Hay casas que no se entienden por metros, ni por fichas técnicas, ni siquiera por fotos. Hay casas que hay que caminar para entenderlas. Subir en el ascensor, abrir la puerta y que el primer gesto sea mirar hacia arriba, porque los techos —de tres metros y medio— no se ven todos los días. Y entonces entra la luz, toda, sin pedir permiso, porque este piso en la cuarta planta del bloque central de una finca señorial de los años 60 lo tiene claro: fue hecho para que la luz circule, para que la vida corra, para que se respire.
Es uno de esos edificios con patio central que aún conservan el alma tranquila de la solida y buena arquitectura. Vecinos que se conocen, que respetan, que sostienen. Y un patio donde los niños juegan, donde las mascotas bajan sin correa, donde el silencio es de esos que suenan a paz. Es una finca pet friendly sin necesidad de cartel, porque lo ha sido siempre.

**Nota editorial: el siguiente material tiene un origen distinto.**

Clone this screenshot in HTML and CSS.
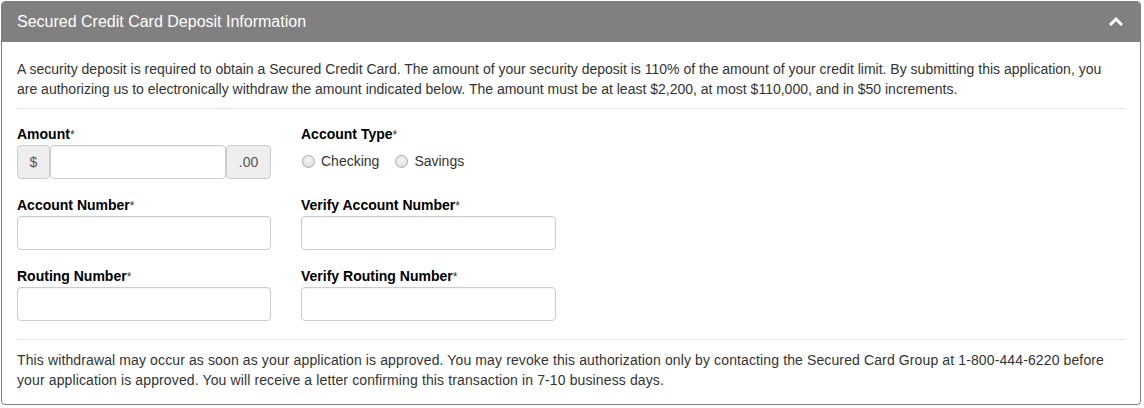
FILE: index.html
```html
<!DOCTYPE html>
<html>
<head>
<meta charset="utf-8">
<link rel="stylesheet" href="styles.css">
</head>
<body>
<section class="panel">
  <header class="panel-heading">
    <h2 class="panel-title">Secured Credit Card Deposit Information</h2>
    <svg class="chevron" width="14" height="10" viewBox="0 0 14 10"><path d="M2 8 L7 3 L12 8" fill="none" stroke="#fff" stroke-width="3" stroke-linecap="square"/></svg>
  </header>
  <div class="panel-body">
    <p class="intro">A security deposit is required to obtain a Secured Credit Card. The amount of your security deposit is 110% of the amount of your credit limit. By submitting this application, you are authorizing us to electronically withdraw the amount indicated below. The amount must be at least $2,200, at most $110,000, and in $50 increments.</p>
    <hr class="rule">
    <div class="form-grid">
      <div class="field">
        <label class="label">Amount<span class="req">*</span></label>
        <div class="input-group">
          <span class="addon addon-left">$</span>
          <input class="input grow" type="text">
          <span class="addon addon-right">.00</span>
        </div>
      </div>
      <div class="field">
        <label class="label">Account Type<span class="req">*</span></label>
        <div class="radios">
          <label class="radio"><input type="radio" name="t" class="radio-input"> Checking</label>
          <label class="radio"><input type="radio" name="t" class="radio-input"> Savings</label>
        </div>
      </div>
      <div class="field">
        <label class="label">Account Number<span class="req">*</span></label>
        <input class="input" type="text">
      </div>
      <div class="field">
        <label class="label">Verify Account Number<span class="req">*</span></label>
        <input class="input" type="text">
      </div>
      <div class="field">
        <label class="label">Routing Number<span class="req">*</span></label>
        <input class="input" type="text">
      </div>
      <div class="field">
        <label class="label">Verify Routing Number<span class="req">*</span></label>
        <input class="input" type="text">
      </div>
    </div>
    <hr class="rule rule-bottom">
    <p class="outro">This withdrawal may occur as soon as your application is approved. You may revoke this authorization only by contacting the Secured Card Group at 1-800-444-6220 before your application is approved. You will receive a letter confirming this transaction in 7-10 business days.</p>
  </div>
</section>
</body>
</html>
```
FILE: styles.css
```css
* { box-sizing: border-box; }
html, body { margin: 0; padding: 0; background: #fff; }
body {
  font-family: "Liberation Sans", Arial, sans-serif;
  font-size: 14px;
  line-height: 20px;
  color: #333;
}
.panel {
  margin: 1px 0 0 1px;
  width: 1140px;
  border: 1px solid #808080;
  border-radius: 4px;
  overflow: hidden;
}
.panel-heading {
  background: #808080;
  height: 41px;
  margin: -1px -1px 0 -1px;
  padding: 1px 16px 0 16px;
  display: flex;
  align-items: center;
  justify-content: space-between;
}
.panel-title {
  margin: 0;
  font-size: 16px;
  font-weight: normal;
  color: #fff;
  line-height: 20px;
}
.chevron { display: block; margin-top: -3px; margin-right: 2px; }
.panel-body { padding: 17px 15px 14px 15px; }
.intro { margin: 0 0 9px 0; }
.rule { border: 0; border-top: 1px solid #e5e5e5; margin: 0; }
.form-grid {
  display: grid;
  grid-template-columns: 254px 255px;
  column-gap: 30px;
  row-gap: 16px;
  padding-top: 15px;
}
.field { display: flex; flex-direction: column; }
.label {
  font-weight: bold;
  color: #000;
  margin-bottom: 1px;
  height: 20px;
}
.req { font-weight: normal; font-size: 12px; color: #333; }
.input {
  height: 34px;
  border: 1px solid #ccc;
  border-radius: 4px;
  background: #fff;
  padding: 6px 12px;
  font: inherit;
  width: 100%;
  margin: 0;
  box-shadow: inset 0 1px 1px rgba(0,0,0,0.05);
}
.input-group { display: flex; }
.input.grow { flex: 1; width: auto; min-width: 0; }
.addon {
  height: 34px;
  background: #eee;
  border: 1px solid #ccc;
  border-radius: 4px;
  display: flex;
  align-items: center;
  justify-content: center;
  color: #555;
  font-size: 14px;
}
.addon-left { width: 33px; }
.addon-right { width: 45px; }
.radios { display: flex; gap: 15px; height: 34px; align-items: flex-start; padding-top: 6px; }
.radio { display: flex; align-items: center; gap: 6px; color: #333; }
.radio-input {
  appearance: none;
  -webkit-appearance: none;
  width: 13px;
  height: 13px;
  margin: 0 0 0 1px;
  border-radius: 50%;
  border: 1px solid #aaa;
  background: radial-gradient(circle at 50% 35%, #f4f4f4 0%, #dcdcdc 100%);
}
.rule-bottom { margin-top: 18px; }
.outro { margin: 10px 0 0 0; letter-spacing: 0.12px; }
```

Esta vivienda fue pensada para familias numerosas, de las de mesa larga y domingos con gente. Cinco habitaciones tenía al principio, ahora tres, porque una se convirtió en vestidor y se quedó abrazada al dormitorio principal y otra se dio al gran salón. Hay dos baños, ambos exteriores, una cocina independiente que huele a recetas antiguas y nuevas, y una sala de estar que se separa del comedor no por necesidad, sino por el placer de tener un espacio para cada momento. Los suelos son de tarima en tono madera, la carpintería blanca, hay mosquiteras en todas las ventanas y una habitación de lavado con trastero que parece pensada por alguien que entendía cómo se habita una casa de verdad.
Y luego está la ubicación. Alameda de San Antón. Cartagena viva, bien conectada, con el centro histórico a un paseo lento, con colegios, comercios, el Corte Inglés a la vuelta, y ese algo que tienen los barrios con historia que no se puede comprar ni copiar. Esta casa no necesita exagerar. No necesita que nadie la maquille. Solo necesita a alguien que la camine, que se imagine ahí, que entienda que todavía existen hogares hechos con sentido y con alma.